Por Me. Cláudio Fernandes
O escritor alemão Ernst Jünger (1895-1998) foi também combatente durante a Primeira Guerra Mundial, e suas experiências foram registradas na obra “Tempestades de Aço”. Jünger ainda denunciou a ascensão do nazismo em obras como “Nos Penhascos de Mármore” e refletiu sobre vários aspectos da sociedade que se formou na Europa e no restante do mundo após o advento das guerras mundiais. Falaremos aqui de uma dessas reflexões, que está registrada no ensaio “A mobilização total”, publicado em 1930.
No ensaio “A mobilização total”, Jünger propõe-se a definir um fenômeno que, segundo ele, é característico da formação da sociedade de massas que ocorreu na virada do século XIX para o século XX. Esse fenômeno pôde ser observado com maior argúcia durante os anos em que se desenrolou a Primeira Guerra. O título do ensaio já traz o qualificativo do fenômeno. Por mobilização total, Jünger compreende o processo simétrico de engajamento do mundo do trabalho e do mundo da guerra. Toda a massa que se formou nos grandes centros urbanos no início do século XX, em redor das grandes indústrias, foi mobilizada nos anos da guerra, isto é, foi “chamada” à produção de armas, ao escoamento de produtos que giravam em torno da guerra, à dinâmica fatal que a guerra implicava.
Jünger asseverou que o tempo da guerra aristocrática, da guerra prática em campos de batalhas distantes da população civil, com soldados experientes e também aristocráticos, foi sepultado com o advento da guerra de 1914. A Primeira Guerra mundial alastrou a carnificina, o terror, a escassez e todas as demais mazelas a toda a população. Todos, sobretudo na Europa, estavam submersos na guerra e a ela serviam, de um modo ou de outro. Para cada contingente de soldados, para cada exército de guerreiros havia, segundo Jünger, um exército do trabalho. O trabalho canalizava sua energia para o campo de batalha. Desse modo, para Jünger:
“Assim como toda vida, ao nascer, já traz consigo o gérmen de sua morte, também o surgimento das grandes massas encerra em si uma democracia da morte. A época do tiro mirado, com efeito, já ficou para trás. O chefe de esquadra que, altas horas da noite, dá a ordem de ataque de bombas não conhece mais diferença alguma entre combatentes e não combatentes, e a nuvem de gás letal avança como um elemento natural sobre tudo que é vivo. A possibilidade de tais ameaças, porém, não pressupõe uma mobilização, nem parcial, nem geral, mas total, que se estende ela mesma até a criança de berço, a qual está ameaçada como todo mundo, aliás, ainda mais fortemente.” (JUNGER, Ernst. A mobilização total. Nat. hum., São Paulo, v. 4, n. 1, jun. 2002. p. 198.)

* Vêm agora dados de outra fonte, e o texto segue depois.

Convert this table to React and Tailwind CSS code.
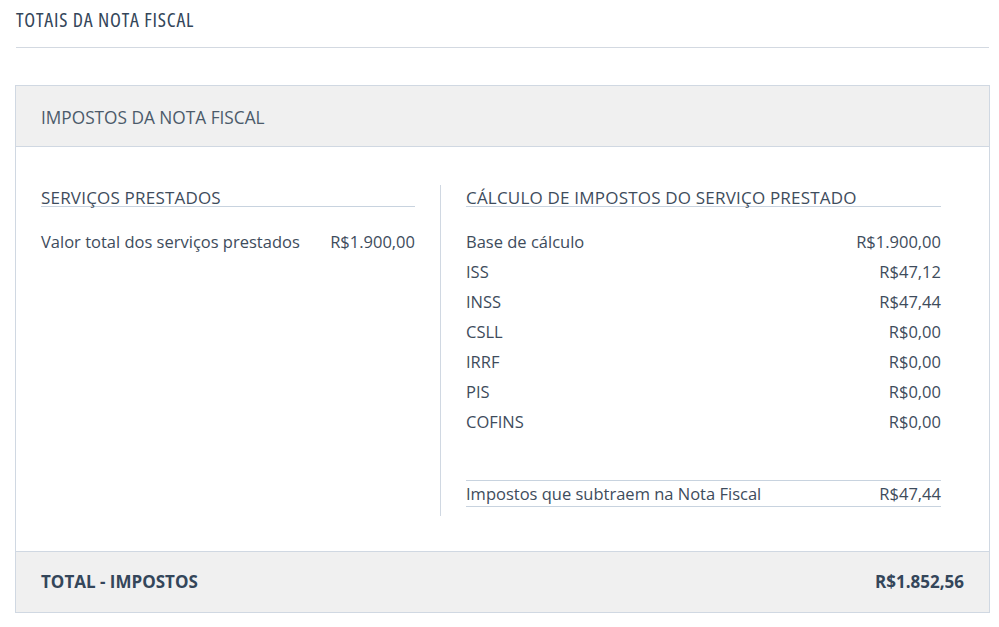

O espírito do progresso e a crença no desenvolvimento técnico da humanidade, na “religião do progresso”, foram, para Jünger, o motor da mobilização total, o fio condutor para a sucessão de catástrofes que começou com a Primeira Guerra Mundial. As massas que movimentaram as indústrias dos estados nacionais europeus do século XIX acabaram por demandar uma descarga de sua “energia potencial”.